A growing trend is more people are concerned about incurring debt after a loved one’s death. In the same vain, we have readers who want to know how their own debt will impact their family. 

Today we’re unpacking debt after death. 

Here are the basics…

When you die, your assets become your estate, and probate is the process of dividing up your assets. How long probate lasts and how long creditors have to make claims against your estate depends on where you live. 

Typically, the process lasts three to nine months. But, it’s a good idea to get familiar with your state’s estate laws now, so you know what rules apply. 

Beyond these basics, there are instances where debts are forgiven. 

There are also instances where your family will be left on the hook for what you owe. 

Here are five common debt scenarios you should prepare for: 


1.  Beneficiary Money Is Protected, IF… 

Unsecured creditors typically can’t collect any money on accounts that have been properly named for beneficiaries. If you or your loved one have completed a beneficiary form for each account — like your life insurance policy and 401(k) — then that money should be protected.

If you haven’t determined before death where those funds will go, they’ll get rolled up into your estate, which creditors can go after. 

Always make sure you have assigned beneficiaries to all your accounts. 


2. Credit Card Debt Doesn’t Disappear 

Unfortunately when you die, your credit card debt doesn’t die with you. Wouldn’t that be nice?

Usually, the remaining balance is charged to your estate assets. Your kids won’t typically inherit your credit card debt, unless they are a joint holder on the account. 

If you are a surviving spouse and joint borrower, it’s a different story. (Note: this is different from being an authorized user.)

Also, if you live in a community property state, you could also be on the hook for your spouse’s credit card debt. Check your state laws at the Consumer Financial Protection Bureau for more info.

What happens if your estate has no value after you die? Assuming there are no joint borrowers, the credit card company loses, and they write off the debt. 

Just make sure you avoid using the credit card following the death of a loved one, since that could be viewed as fraud. Contact all three major credit bureaus (TransUnion, Equifax, Eperian) and have them flag the account as “deceased.” 

This will ensure no further charges are made on the card. 

3. This Type Of Student Loan Is Forgiven…

Federal loans taken out by parents on behalf of their children and loans taken out by students themselves are all forgiven, if the borrower dies. 

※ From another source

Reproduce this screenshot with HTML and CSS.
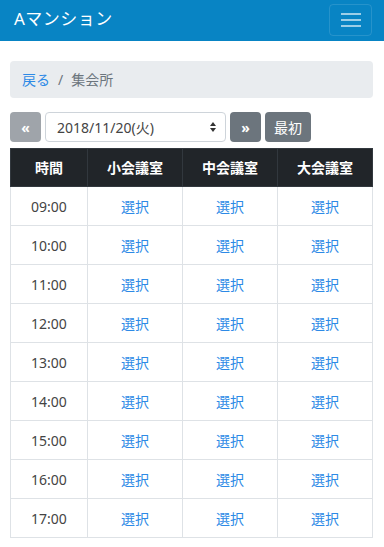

Proof of death is required, either the original death certificate or a certified copy will work. Private loans, however, are handled differently. There are no laws requiring lenders to cancel the loan. 

Some lenders offer loan forgiveness at death, while others simply charge the debt back to the estate. Check with your lender so you know the terms of your loan. 

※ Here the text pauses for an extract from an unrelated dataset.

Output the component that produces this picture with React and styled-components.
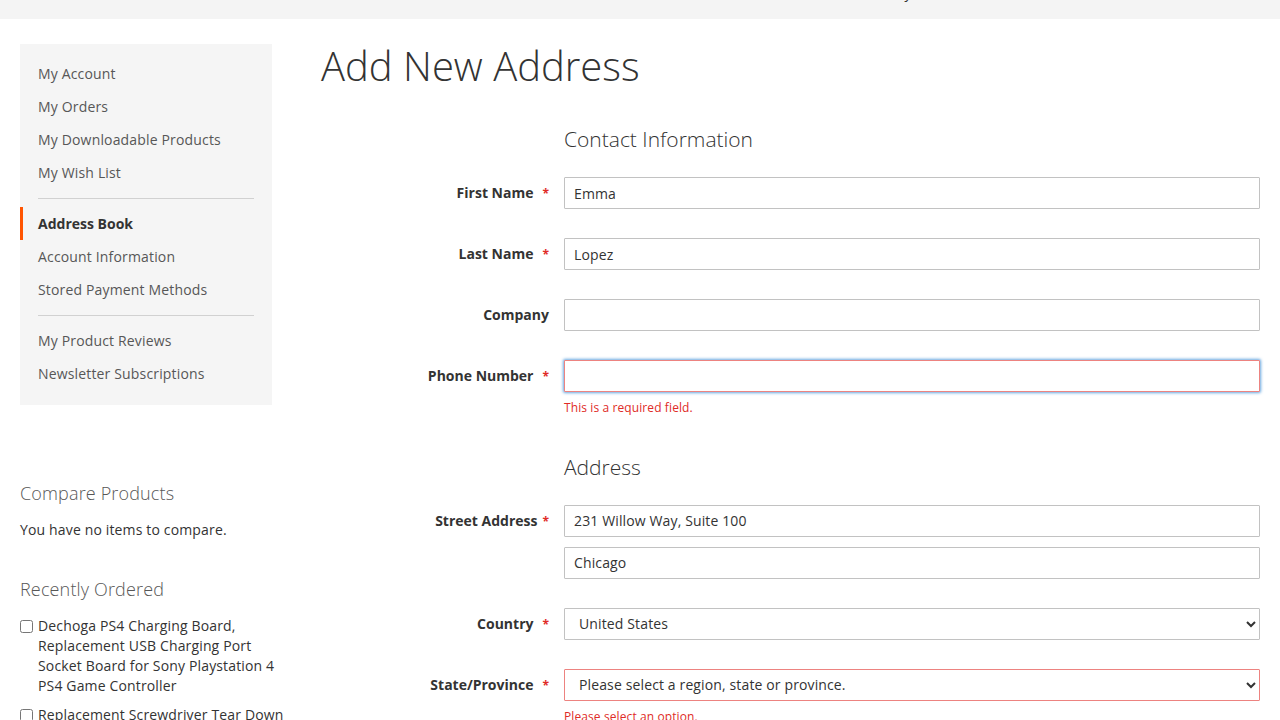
import styled, { createGlobalStyle } from "styled-components";

const GlobalStyle = createGlobalStyle`
  html, body {
    margin: 0;
    padding: 0;
    background: #fff;
  }
  body {
    font-family: "Open Sans", "Liberation Sans", sans-serif;
    font-size: 14px;
    color: #333;
    overflow: hidden;
  }
  * {
    box-sizing: border-box;
  }
`;

const Panel = styled.header`
  height: 19px;
  background: #f4f4f4;
  overflow: hidden;
  display: flex;
  justify-content: flex-end;
  padding-right: 312px;
`;

const PanelLink = styled.a`
  margin-top: -17px;
  font-size: 14px;
  line-height: 20px;
  color: #333;
  text-decoration: none;
`;

const Columns = styled.div`
  display: flex;
  gap: 49px;
  padding: 25px 20px 0;
`;

const Sidebar = styled.aside`
  width: 252px;
  flex-shrink: 0;
`;

const Nav = styled.nav`
  background: #f5f5f5;
  padding: 13px 0 15px;
`;

const NavItem = styled.a`
  display: flex;
  align-items: center;
  height: 33px;
  padding-left: 15px;
  border-left: 3px solid ${(p) => (p.$active ? "#ff5501" : "transparent")};
  color: ${(p) => (p.$active ? "#333" : "#575757")};
  font-weight: ${(p) => (p.$active ? 700 : 400)};
  letter-spacing: ${(p) => (p.$active ? 0 : 0.16)}px;
  font-size: 14px;
  text-decoration: none;
`;

const NavDivider = styled.hr`
  border: 0;
  border-top: 1px solid #d1d1d1;
  margin: 9px 18px 8px;
`;

const Block = styled.section`
  width: 270px;
  margin-top: ${(p) => p.$top}px;
`;

const BlockTitle = styled.h2`
  margin: 0;
  font-size: 18px;
  line-height: 22px;
  font-weight: 300;
  letter-spacing: 0.15px;
  color: #575757;
`;

const BlockText = styled.p`
  margin: 16px 0 0;
  font-size: 14px;
  line-height: 20px;
  letter-spacing: 0.15px;
  color: #333;
`;

const OrderedList = styled.ol`
  list-style: none;
  margin: 16px 0 0;
  padding: 0;
`;

const OrderedItem = styled.li`
  display: flex;
  align-items: flex-start;
  gap: 5px;
  margin-bottom: 9px;
  font-size: 14px;
  line-height: 20px;
  letter-spacing: 0.15px;
  color: #333;
`;

const Check = styled.input`
  width: 13px;
  height: 13px;
  margin: 4px 0 0;
  flex-shrink: 0;
`;

const Main = styled.main`
  flex: 1;
  min-width: 0;
`;

const Title = styled.h1`
  margin: 2px 0 40px;
  font-size: 40px;
  line-height: 40px;
  font-weight: 300;
  color: #333;
`;

const Fieldset = styled.fieldset`
  border: 0;
  margin: 0 0 38px;
  padding: 0;
`;

const Legend = styled.legend`
  padding: 0;
  margin: 0 0 25px 243px;
  font-size: 21px;
  line-height: 26px;
  font-weight: 300;
  color: #333;
`;

const Field = styled.div`
  display: flex;
  margin-bottom: ${(p) => (p.$last ? 0 : 29)}px;
`;

const Label = styled.label`
  width: 243px;
  flex-shrink: 0;
  padding: 6px 15px 0 0;
  text-align: right;
  font-size: 14px;
  line-height: 20px;
  font-weight: 700;
  color: #333;

  ${(p) =>
    p.$required &&
    `
    &::after {
      content: "*";
      color: #e02b27;
      font-size: 12px;
      margin-left: ${p.$tight ? 5 : 9}px;
    }
  `}
`;

const Control = styled.div`
  flex: 1;
  display: flex;
  flex-direction: column;
  gap: 10px;
`;

const Input = styled.input`
  width: 100%;
  height: 32px;
  padding: 0 9px;
  border: 1px solid ${(p) => (p.$error ? "#ed8380" : "#c2c2c2")};
  border-radius: 1px;
  background: #fff;
  font-family: "Open Sans", "Liberation Sans", sans-serif;
  font-size: 14px;
  letter-spacing: 0.13px;
  color: #333;
  outline: none;
  box-shadow: ${(p) => (p.$focus ? "0 0 3px 1px #68a8e0" : "none")};
`;

const Select = styled.select`
  width: 100%;
  height: 32px;
  padding: 0 4px 0 10px;
  border: 1px solid ${(p) => (p.$error ? "#ed8380" : "#c2c2c2")};
  border-radius: 1px;
  background: #fff;
  font-family: "Open Sans", "Liberation Sans", sans-serif;
  font-size: 14px;
  letter-spacing: 0.13px;
  color: #333;
  outline: none;
`;

const ErrorText = styled.div`
  margin-top: -2px;
  font-size: 12px;
  line-height: 15.6px;
  letter-spacing: 0.1px;
  color: #e02b27;
`;

const navGroups = [
  [
    { label: "My Account" },
    { label: "My Orders" },
    { label: "My Downloadable Products" },
    { label: "My Wish List" },
  ],
  [
    { label: "Address Book", active: true },
    { label: "Account Information" },
    { label: "Stored Payment Methods" },
  ],
  [{ label: "My Product Reviews" }, { label: "Newsletter Subscriptions" }],
];

const recentlyOrdered = [
  "Dechoga PS4 Charging Board, Replacement USB Charging Port Socket Board for Sony Playstation 4 PS4 Game Controller",
  "Replacement Screwdriver Tear Down Repair Tool Kit for Game Consoles",
];

function TextField({ label, value, required, error, focus, last }) {
  return (
    <Field $last={last}>
      <Label $required={required}>{label}</Label>
      <Control>
        <Input defaultValue={value} $error={!!error} $focus={focus} />
        {error && <ErrorText>{error}</ErrorText>}
      </Control>
    </Field>
  );
}

export default function App() {
  return (
    <>
      <GlobalStyle />
      <Panel>
        <PanelLink href="#">My Account</PanelLink>
      </Panel>
      <Columns>
        <Sidebar>
          <Nav>
            {navGroups.map((group, i) => (
              <div key={i}>
                {i > 0 && <NavDivider />}
                {group.map((item) => (
                  <NavItem key={item.label} href="#" $active={item.active}>
                    {item.label}
                  </NavItem>
                ))}
              </div>
            ))}
          </Nav>

          <Block $top={77}>
            <BlockTitle>Compare Products</BlockTitle>
            <BlockText>You have no items to compare.</BlockText>
          </Block>

          <Block $top={38}>
            <BlockTitle>Recently Ordered</BlockTitle>
            <OrderedList>
              {recentlyOrdered.map((name) => (
                <OrderedItem key={name}>
                  <Check type="checkbox" />
                  <span>{name}</span>
                </OrderedItem>
              ))}
            </OrderedList>
          </Block>
        </Sidebar>

        <Main>
          <Title>Add New Address</Title>

          <Fieldset>
            <Legend>Contact Information</Legend>
            <TextField label="First Name" value="Emma" required />
            <TextField label="Last Name" value="Lopez" required />
            <TextField label="Company" value="" />
            <TextField
              label="Phone Number"
              value=""
              required
              focus
              error="This is a required field."
              last
            />
          </Fieldset>

          <Fieldset>
            <Legend>Address</Legend>
            <Field>
              <Label $required $tight>
                Street Address
              </Label>
              <Control>
                <Input defaultValue="231 Willow Way, Suite 100" />
                <Input defaultValue="Chicago" />
              </Control>
            </Field>
            <Field>
              <Label $required>Country</Label>
              <Control>
                <Select defaultValue="US">
                  <option value="US">United States</option>
                </Select>
              </Control>
            </Field>
            <Field>
              <Label $required>State/Province</Label>
              <Control>
                <Select $error defaultValue="">
                  <option value="">Please select a region, state or province.</option>
                  <option value="IL">Illinois</option>
                </Select>
                <ErrorText>Please select an option.</ErrorText>
              </Control>
            </Field>
          </Fieldset>
        </Main>
      </Columns>
    </>
  );
}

4. The Death Pledge You Knowingly Signed

The word mortgage comes from the French mort for “death” and gage “pledge,” as in payable to death. Really it should mean payable after death. 

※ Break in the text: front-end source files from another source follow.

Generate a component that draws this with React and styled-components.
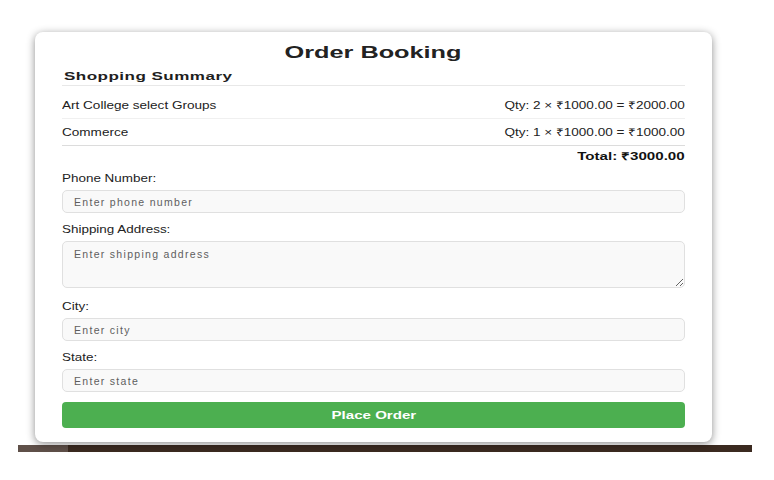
import React from "react";
import styled, { createGlobalStyle } from "styled-components";

const GlobalStyle = createGlobalStyle`
  body {
    margin: 0;
    background: #fff;
    font-family: "Liberation Sans", Arial, sans-serif;
  }
`;

const Page = styled.div`
  width: 774px;
  height: 480px;
  padding-top: 32px;
  box-sizing: border-box;
  overflow: hidden;
`;

const Card = styled.div`
  position: relative;
  z-index: 1;
  width: 677px;
  margin-left: 35px;
  box-sizing: border-box;
  padding: 11px 27px 14px;
  background: #fff;
  border-radius: 8px;
  box-shadow: 0 2px 8px rgba(0, 0, 0, 0.45);
  color: #222;
`;

// the reference type is drawn wide, so text runs are stretched horizontally
const Wide = styled.span`
  display: inline-block;
  transform: scaleX(${p => p.$scale || 1.29});
  transform-origin: ${p => p.$origin || "left"} center;
`;

const Title = styled.h1`
  margin: 0 0 6px;
  text-align: center;
  font-size: 16px;
  line-height: 20px;
  font-weight: bold;
  color: #222;
`;

const SummaryHeading = styled.h2`
  margin: 0;
  padding: 0 2px 2px;
  font-size: 11px;
  line-height: 14px;
  font-weight: bold;
  letter-spacing: 0.3px;
  color: #1e1e1e;
  border-bottom: 1px solid #e8e8e8;
`;

const ItemList = styled.div`
  margin-top: 6px;
`;

const ItemRow = styled.div`
  display: flex;
  justify-content: space-between;
  align-items: center;
  height: 26px;
  font-size: 10.5px;
  color: #222;
  border-bottom: 1px solid ${p => (p.$last ? "#dcdcdc" : "#f0f0f0")};
`;

const Total = styled.div`
  text-align: right;
  font-size: 10.5px;
  line-height: 14px;
  font-weight: bold;
  padding: 3px 0 9px;
  color: #111;
`;

const Field = styled.div`
  display: flex;
  flex-direction: column;
  align-items: stretch;
  margin-bottom: ${p => (p.$spaced ? "12px" : "10px")};
`;

const Label = styled.label`
  font-size: 10.5px;
  line-height: 13px;
  color: #222;
  margin-bottom: 5px;
`;

const controlStyles = `
  box-sizing: border-box;
  padding: 0 11px;
  font-family: "Liberation Sans", Arial, sans-serif;
  font-size: 10.5px;
  letter-spacing: 1.3px;
  background: #f9f9f9;
  border: 1px solid #e0e0e0;
  border-radius: 5px;
  outline: none;
  &::placeholder { color: #5e5e5e; }
`;

const Input = styled.input`
  ${controlStyles}
  height: 23px;
`;

const TextArea = styled.textarea`
  ${controlStyles}
  height: 47px;
  padding-top: 6px;
  resize: vertical;
`;

const SubmitButton = styled.button`
  width: 100%;
  height: 26px;
  border: none;
  border-radius: 4px;
  background: #4caf50;
  color: #fff;
  font-family: inherit;
  font-size: 11px;
  font-weight: bold;
  cursor: pointer;
`;

const Strip = styled.div`
  display: flex;
  width: 734px;
  height: 7px;
  margin: 3px 0 0 18px;
`;

const StripPart = styled.div`
  width: ${p => p.$w || "auto"};
  flex: ${p => (p.$grow ? 1 : "none")};
  background: ${p => p.$color};
`;

const items = [
  { name: "Art College select Groups", qty: 2, price: 1000 },
  { name: "Commerce", qty: 1, price: 1000 },
];

const fields = [
  { label: "Phone Number:", placeholder: "Enter phone number" },
  { label: "Shipping Address:", placeholder: "Enter shipping address", multiline: true },
  { label: "City:", placeholder: "Enter city" },
  { label: "State:", placeholder: "Enter state" },
];

export default function App() {
  const total = items.reduce((s, i) => s + i.qty * i.price, 0);
  return (
    <Page>
      <GlobalStyle />
      <Card>
        <Title>
          <Wide $scale={1.58} $origin="center">Order Booking</Wide>
        </Title>
        <SummaryHeading>
          <Wide $scale={1.55}>Shopping Summary</Wide>
        </SummaryHeading>
        <ItemList>
          {items.map((it, idx) => (
            <ItemRow key={it.name} $last={idx === items.length - 1}>
              <Wide>{it.name}</Wide>
              <Wide $origin="right">
                Qty: {it.qty} × ₹{it.price.toFixed(2)} = ₹{(it.qty * it.price).toFixed(2)}
              </Wide>
            </ItemRow>
          ))}
        </ItemList>
        <Total>
          <Wide $scale={1.44} $origin="right">Total: ₹{total.toFixed(2)}</Wide>
        </Total>
        {fields.map(f => (
          <Field key={f.label} $spaced={f.multiline}>
            <Label>
              <Wide $scale={1.28}>{f.label}</Wide>
            </Label>
            {f.multiline ? (
              <TextArea placeholder={f.placeholder} />
            ) : (
              <Input placeholder={f.placeholder} />
            )}
          </Field>
        ))}
        <SubmitButton>
          <Wide $scale={1.37} $origin="center">Place Order</Wide>
        </SubmitButton>
      </Card>
      <Strip>
        <StripPart $w="50px" $color="#5f5049" />
        <StripPart $grow $color="#3b2a20" />
      </Strip>
    </Page>
  );
}
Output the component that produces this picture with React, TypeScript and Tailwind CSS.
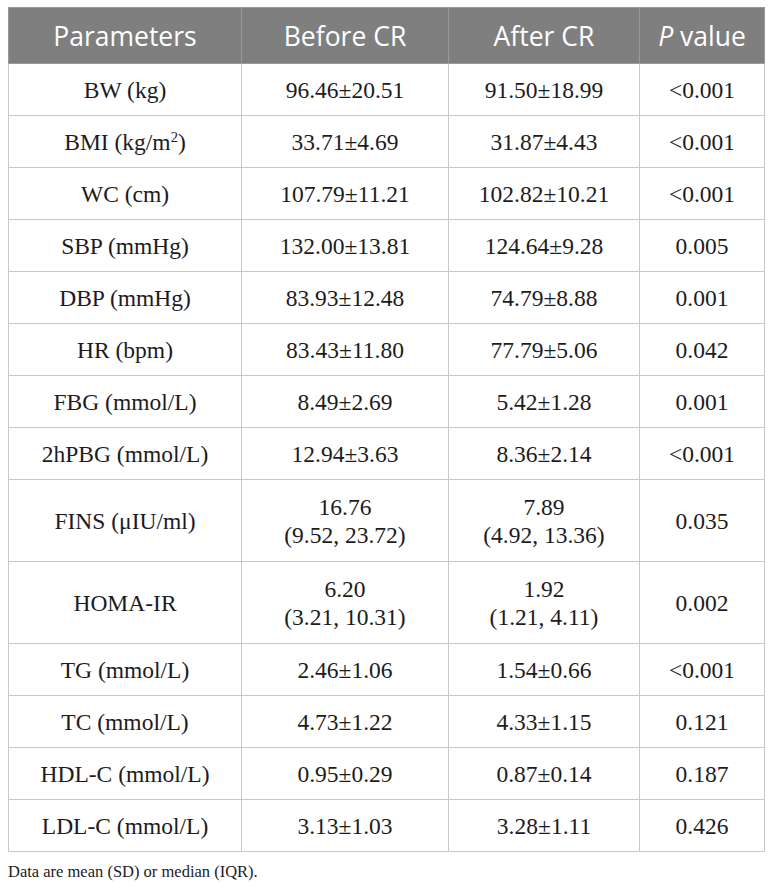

Under federal law, if you leave a mortgage behind, lenders must allow family members to take over the mortgage when they inherit the property. 

This law prevents heirs from having to qualify for the mortgage. To be clear, your kids are not required to keep the mortgage – they can refinance or pay off the debt entirely. 

The same goes for a surviving spouse who is a joint borrower on the mortgage. Depending on your heirs’ circumstances, they may not be able to afford the payments. If there was a reverse mortgage on the property, or the mortgage owed is greater than the property value, these could all pose problems. 

You might also have to navigate inheriting a property and mortgage with a sibling. If that’s the case, you should talk about equalizing the estate — one sibling inherits the house while the other keeps some other asset like the life insurance proceeds. Talk to a financial advisor and estate lawyer to figure out what’s fair. 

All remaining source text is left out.